Derrota de la humanidad

En una patera decrépita viajaba el infortunio entre las brumas del olvido, con la derrota de la indiferencia

Aun con la modorra y la espesura del verano, poco se libra la actualidad, como materia de la información, de dos desarreglos. Uno el del olvido, por el que se desvanece pronto lo que incluso conmovió o desabrochó las emociones. Y otro el de achicar los sobresaltos y las desgracias, por infaustas y mayores que sean, con el aparato de las costumbres y el proceder de lo ordinario. Por eso hay que aplicar la memoria, sin que debiera hacer falta, para recordar que hace menos de dos semanas el mar de Alborán resultó tumba abisal de cuarenta y nueve infelices embarcados en las singladuras de la muerte.
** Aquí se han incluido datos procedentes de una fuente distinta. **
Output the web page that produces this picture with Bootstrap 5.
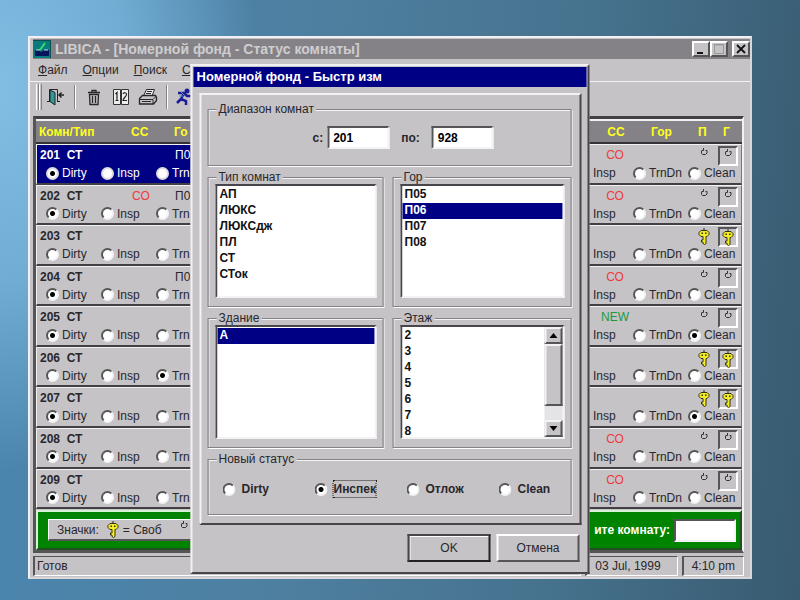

Saramago, en su literario raciocinio sobre las contradictorias realidades sociales, compuso las páginas de Las intermitencias de la muerte con un juego, no macabro, en el que la parca hacía y deshacía a su antojo aunque no ajena a intenciones de distinta naturaleza y alcance. Pero que de una patera desahuciada, al capricho del ánimo de las mareas, caigan poco a poco, en un sorteo espantoso, hombres, mujeres y acaso niños, pocas horas antes empujados por la expectativa, hermana de la ilusión, a sortear los riesgos de la travesía, no puede concluirse un argumento literario sino una derrota de la humanidad. Escribió también Saramago que "morir es haber estado y ya no estar". Hecha la vida, dada en último término por buena, ante la coyuntura del estar. Si bien, las condiciones del estado, del modo de estar, lleven a jugarse la vida sin que importen mucho las malas cartas de la partida. A este tiempo sin duelo del olvido se une, en complicidad hiriente, la aceptación ordinaria, la rutina normal de las tragedias que la información y las noticias relatan con la significación de lo extraordinario, de lo impactante. Hasta que, por repetidos los sobresaltos y los dramas, por consabidas, superficiales y hasta estéticas las reacciones, la conmoción solo quede en un ligero pellizco durante al almuerzo, poco antes que en los noticiarios se abran los espacios deportivos, los cada vez más extensos del tiempo o los perejiles de la crónica social. Pero en una patera decrépita, quizás con un despiadado Caronte que dejó sin óbolos a los finados tras asegurarles el paso del Aqueronte, viajaba el infortunio entre las brumas del olvido, con la derrota de la indiferencia, hacia el inframundo que se abre en los abismos. Porque los viajeros, ya sombras de difuntos, no querían vagar cien años en las riberas del Aqueronte y se creían capaces de salir del infierno de los días.